2. There’s more to it than your favourite shade of purple. If you’re lucky enough to have found yourself a good designer then they are not just picking out random colours from a Pal Easter Egg Kit and slapping your logo here, a menu there, etc.  A decent designer will at least tell you why things are on the page the way they are. Even a mild designer, whose portfolio you like and who has done somewhat well for themselves, will have gotten to where they are by having a bit of knack for knowing about user experience and layout, not just how to add some outer glow and a nice background of the sun coming over the horizon. The moral: When you’re about to make a decision like “I think this should be red” or “Can we move this 2 pixels to the right?” do ask yourself “And exactly what is the benefit of doing that?” If your designer’s good, you can believe they thought about it already.


3. And the number one reason is….You will get a better design in the end. When a client makes decisions based on nothing more than personal bad taste, a few things happen: the designer gets fed up with what he perceives as the client’s “stupidity”, the designer loses interest in doing his best job, because the client has already made that impossible by requesting he do subpar, opinion-based work rather than base the designs around any real facts or ideas. So when you take away the gusto from behind your designer’s wings, he is no longer motivated to give you the best product he can create. You have simply reduced him to a pixel manipulator, where he is specifically doing what he does based on your know how. To circle back to that VW Bus mechanic, it’s like you standing over his shoulder telling him how to rebuild the engine. If you would have done that, the engine never would have started. Sure, it may have sat nicely in the engine compartment, but turn the key and nothing would have happened. Moral: Do you know how many designs are sitting out there in the driveway, people turn their key and nothing happens? The answer is “most of them.”


design swakopmund

Designers should listen to clients too.

1. Your clients know their product, so very much better than you do.

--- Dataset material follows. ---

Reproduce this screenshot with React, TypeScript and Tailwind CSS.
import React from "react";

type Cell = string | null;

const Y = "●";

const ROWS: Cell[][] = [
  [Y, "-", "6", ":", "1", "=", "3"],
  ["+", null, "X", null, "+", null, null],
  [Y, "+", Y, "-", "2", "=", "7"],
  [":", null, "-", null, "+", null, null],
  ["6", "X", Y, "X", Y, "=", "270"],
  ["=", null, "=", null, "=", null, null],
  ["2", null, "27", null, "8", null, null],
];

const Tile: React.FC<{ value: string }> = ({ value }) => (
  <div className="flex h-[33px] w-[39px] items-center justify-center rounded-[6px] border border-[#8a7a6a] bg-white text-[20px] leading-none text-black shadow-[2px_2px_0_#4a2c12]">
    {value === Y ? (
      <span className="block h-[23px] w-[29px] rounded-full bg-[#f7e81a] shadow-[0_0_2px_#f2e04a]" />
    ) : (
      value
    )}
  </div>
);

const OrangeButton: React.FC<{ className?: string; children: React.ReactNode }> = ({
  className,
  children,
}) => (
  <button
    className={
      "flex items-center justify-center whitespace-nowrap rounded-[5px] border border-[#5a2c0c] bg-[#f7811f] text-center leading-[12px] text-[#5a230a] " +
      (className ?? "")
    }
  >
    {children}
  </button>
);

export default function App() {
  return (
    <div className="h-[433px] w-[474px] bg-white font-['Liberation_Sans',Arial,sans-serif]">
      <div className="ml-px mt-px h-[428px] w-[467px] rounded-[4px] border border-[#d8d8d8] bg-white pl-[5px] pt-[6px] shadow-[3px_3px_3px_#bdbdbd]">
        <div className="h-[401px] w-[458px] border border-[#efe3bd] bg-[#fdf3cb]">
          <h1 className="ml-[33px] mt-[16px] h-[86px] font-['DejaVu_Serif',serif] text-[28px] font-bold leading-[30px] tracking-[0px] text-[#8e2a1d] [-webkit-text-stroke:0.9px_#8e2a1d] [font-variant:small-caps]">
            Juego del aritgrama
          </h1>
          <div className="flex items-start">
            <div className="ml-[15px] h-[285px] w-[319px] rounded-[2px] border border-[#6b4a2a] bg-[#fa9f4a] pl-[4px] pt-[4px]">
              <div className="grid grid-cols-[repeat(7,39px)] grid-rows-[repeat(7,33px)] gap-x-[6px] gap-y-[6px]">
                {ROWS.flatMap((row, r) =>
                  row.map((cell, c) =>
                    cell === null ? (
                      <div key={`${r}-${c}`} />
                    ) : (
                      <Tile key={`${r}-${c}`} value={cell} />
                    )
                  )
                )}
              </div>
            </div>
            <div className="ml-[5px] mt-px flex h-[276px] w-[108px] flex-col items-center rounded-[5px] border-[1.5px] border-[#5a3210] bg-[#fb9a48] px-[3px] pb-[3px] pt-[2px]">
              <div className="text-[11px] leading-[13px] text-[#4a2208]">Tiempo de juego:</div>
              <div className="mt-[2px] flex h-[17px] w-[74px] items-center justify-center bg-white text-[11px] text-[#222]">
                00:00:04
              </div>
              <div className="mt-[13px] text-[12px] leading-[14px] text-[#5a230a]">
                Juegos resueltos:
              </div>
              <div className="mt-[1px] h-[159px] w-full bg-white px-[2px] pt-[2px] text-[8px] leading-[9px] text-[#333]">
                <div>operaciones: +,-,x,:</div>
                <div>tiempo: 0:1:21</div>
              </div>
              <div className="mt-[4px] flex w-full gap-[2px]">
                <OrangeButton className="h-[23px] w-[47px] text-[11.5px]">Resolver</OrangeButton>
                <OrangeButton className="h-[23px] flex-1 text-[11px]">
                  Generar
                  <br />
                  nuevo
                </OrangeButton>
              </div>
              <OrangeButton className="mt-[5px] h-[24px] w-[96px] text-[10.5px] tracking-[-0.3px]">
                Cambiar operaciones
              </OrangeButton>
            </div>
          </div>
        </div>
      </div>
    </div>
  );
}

2. Your clients are humans, and humans have opinions. The better you understand their opinions, the better you will be able to provide them with a design they like, and therefore you are happy with as well.


3. We want to design around cold hard facts, around what’s best for the user experience, no? Correct, but let’s face it: there’s no one perfect design. When you factor in what your client wants to see what will work best for the end user, everyone wins. 

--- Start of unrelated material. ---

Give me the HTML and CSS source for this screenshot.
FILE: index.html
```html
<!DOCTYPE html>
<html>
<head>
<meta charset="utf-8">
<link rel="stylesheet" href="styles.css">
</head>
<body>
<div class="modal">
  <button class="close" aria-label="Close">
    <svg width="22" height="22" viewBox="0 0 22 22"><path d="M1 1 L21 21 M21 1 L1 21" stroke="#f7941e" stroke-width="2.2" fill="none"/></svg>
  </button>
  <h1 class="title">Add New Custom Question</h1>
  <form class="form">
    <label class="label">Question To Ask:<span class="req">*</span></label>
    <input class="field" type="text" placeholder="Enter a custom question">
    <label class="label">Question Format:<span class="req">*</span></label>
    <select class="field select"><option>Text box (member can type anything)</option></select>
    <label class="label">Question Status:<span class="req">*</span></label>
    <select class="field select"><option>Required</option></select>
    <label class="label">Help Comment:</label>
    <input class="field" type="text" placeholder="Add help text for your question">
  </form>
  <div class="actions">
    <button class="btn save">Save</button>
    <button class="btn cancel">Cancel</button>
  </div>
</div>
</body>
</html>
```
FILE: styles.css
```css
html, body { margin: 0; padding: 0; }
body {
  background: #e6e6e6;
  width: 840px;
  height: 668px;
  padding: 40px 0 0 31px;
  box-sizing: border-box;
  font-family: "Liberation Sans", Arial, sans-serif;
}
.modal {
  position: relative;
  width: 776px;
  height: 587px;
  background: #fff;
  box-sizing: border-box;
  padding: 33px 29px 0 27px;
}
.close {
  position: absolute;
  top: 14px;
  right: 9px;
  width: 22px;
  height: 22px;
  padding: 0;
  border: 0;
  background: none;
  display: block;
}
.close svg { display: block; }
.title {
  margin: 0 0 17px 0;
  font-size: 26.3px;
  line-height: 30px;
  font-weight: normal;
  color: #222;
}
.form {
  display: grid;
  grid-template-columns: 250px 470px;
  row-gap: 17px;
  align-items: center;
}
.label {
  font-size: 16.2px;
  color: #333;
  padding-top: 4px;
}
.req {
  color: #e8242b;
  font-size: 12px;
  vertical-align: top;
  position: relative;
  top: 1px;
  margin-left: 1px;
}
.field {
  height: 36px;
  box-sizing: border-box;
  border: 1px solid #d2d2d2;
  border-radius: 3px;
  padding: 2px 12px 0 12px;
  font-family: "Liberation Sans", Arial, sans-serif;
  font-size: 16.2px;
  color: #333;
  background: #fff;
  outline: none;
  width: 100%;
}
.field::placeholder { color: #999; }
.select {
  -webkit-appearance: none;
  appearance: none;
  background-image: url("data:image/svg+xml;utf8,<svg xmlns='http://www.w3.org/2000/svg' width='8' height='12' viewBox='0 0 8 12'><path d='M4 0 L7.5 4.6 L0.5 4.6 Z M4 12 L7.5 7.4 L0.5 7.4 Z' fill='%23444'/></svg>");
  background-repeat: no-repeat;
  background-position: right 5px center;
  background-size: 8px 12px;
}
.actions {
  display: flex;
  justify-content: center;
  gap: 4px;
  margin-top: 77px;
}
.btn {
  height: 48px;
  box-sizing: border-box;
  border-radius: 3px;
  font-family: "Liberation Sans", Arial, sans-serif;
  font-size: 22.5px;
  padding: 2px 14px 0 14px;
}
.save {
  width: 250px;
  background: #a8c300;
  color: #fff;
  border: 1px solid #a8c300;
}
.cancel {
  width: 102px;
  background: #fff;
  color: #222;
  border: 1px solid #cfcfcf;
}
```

Too often we, as designers feel like we know best. We come up with some really shiny, smooth and wonderful design and the client says…”Nah, I think a bright orange box with red Times New Roman would look good there.” When this happens, don’t run for the hills with your box of “Ok, well you’ll get the design, and I’ll take your money, but let’s never speak of this again,” but rather we try and remember that this is the perfect time to educate your client on why something might not be the best choice.



Whether hourly or for every little thing we do.

What Graphic Designers Do

Graphic designers create visual concepts, using computer software, to communicate ideas that inspire, inform, and captivate consumers. They develop the overall layout and production design for various applications such as for advertisements, brochures, magazines etc.


 Graphic designers typically do the following: 

  • Meet with clients or the art director to determine the scope of a project

  • Use digital illustration, photo-editing software, and layout software to create designs

  • Create visual elements such as logos, original images, and illustrations that help deliver the desired message

  • Design layouts and select colours, images, and typefaces to use

  • Present design concepts to clients or art directors

  • Incorporate changes recommended by clients or art directors into final designs

  • Review designs for errors before printing or publishing them  


For designers to deliver the outstanding work they do, as quickly as they do and incorporating all the above elements, they go to college and university and study. They pay for years of tuition and software, do internships for free and deal with all kinds of criticisms while working their way up through small companies and bad salaries to the point where they deliver exceptional work quickly. You might ask why you have to pay N$ 350 an hour for design work that will take 30 minutes if your designer is so skilled and efficient? Well, it took years of experience and studying, researching and adapting to new software to do that design in 30 minutes as opposed to the next guy who will charge N$ 50 but take 8 hours and deliver a sub-par design.


Like any law firm or doctor's consulting office where you get billed hourly, a designers time is valuable. Boost Printing Solutions is a much a design studio as it is a print studio. Paying for designs and paying for a designers time is what pays our designers salaries. The might not be doctors or attorneys but they have honed their skills of years and paid their dues and therefore are able to deliver exceptional work in good time. 


We are very relaxed with our rates but time spent designing needs to be charged for. The client will find if they try to circumvent this fact and go somewhere else the end product of a qualified experienced designer is always better. Not only are you paying for a professional service, knowing you are paying hourly motives you to be clear and precise in your briefs and to the point with alterations and amendments, as time is money.